Bulgaria sentences two Hezbollah suspects over 2012 bus bombing

The Supreme Court of Bulgaria announced in early March that the life prison sentences in absentia for two Hezbollah terrorists were confirmed for their role in blowing up an Israeli tour bus in the seaside resort of town of Burgas, killing five Israelis and their Bulgarian Muslim bus driver in 2012.

Bulgarian Prosecutor-General Ivan Geshev said on March 7 that the sentences have been confirmed by the Supreme Court of Cassation.

The two convicted Hezbollah terrorists Meliad Farah, a Lebanese-Australian citizen, and Hassan El Hajj Hassan, a Lebanese-Canadian citizen, fled to Lebanon after the bombing. The Jerusalem Post previously reported that Bulgaria urged Lebanon to extradite the terrorists but Lebanon’s government, where Hezbollah plays a dominant role, rebuffed the Bulgarian authorities.

Toby Dershowitz, senior vice president for government relations and strategy at the non-partisan Foundation for Defense of Democracies, told the Post that “The court’s affirmation of the guilty verdict and sentence is noteworthy but must be followed by enforcement of the Interpol red notices for the two to ensure they serve their sentences. Moreover, the initial findings of Hezbollah’s role in the bombing led Europe to designate Hezbollah’s so-called military wing. It’s time for both the EU and Bulgaria itself to designate Hezbollah in its entirety, joining the twenty or so countries that have already done so.”

France is currently the main impediment to a European Union proscription of Hezbollah’s entire movement as a foreign terrorist organization.
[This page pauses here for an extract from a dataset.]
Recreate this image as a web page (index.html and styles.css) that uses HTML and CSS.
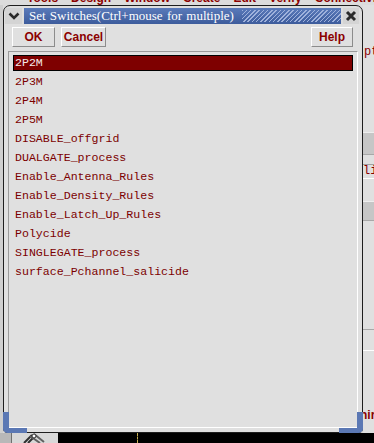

The International Criminal Police Organization, or Interpol, issued red notices to secure the arrests of the two Hezbollah terrorists. A third Hezbollah terrorist, the French-Lebanese bomb-carrier Mohamad Hassan El-Husseini, died during the terrorist attack. It is unclear if it was a suicide bombing or if the device was externally activated, resulting in El-Husseini’s death.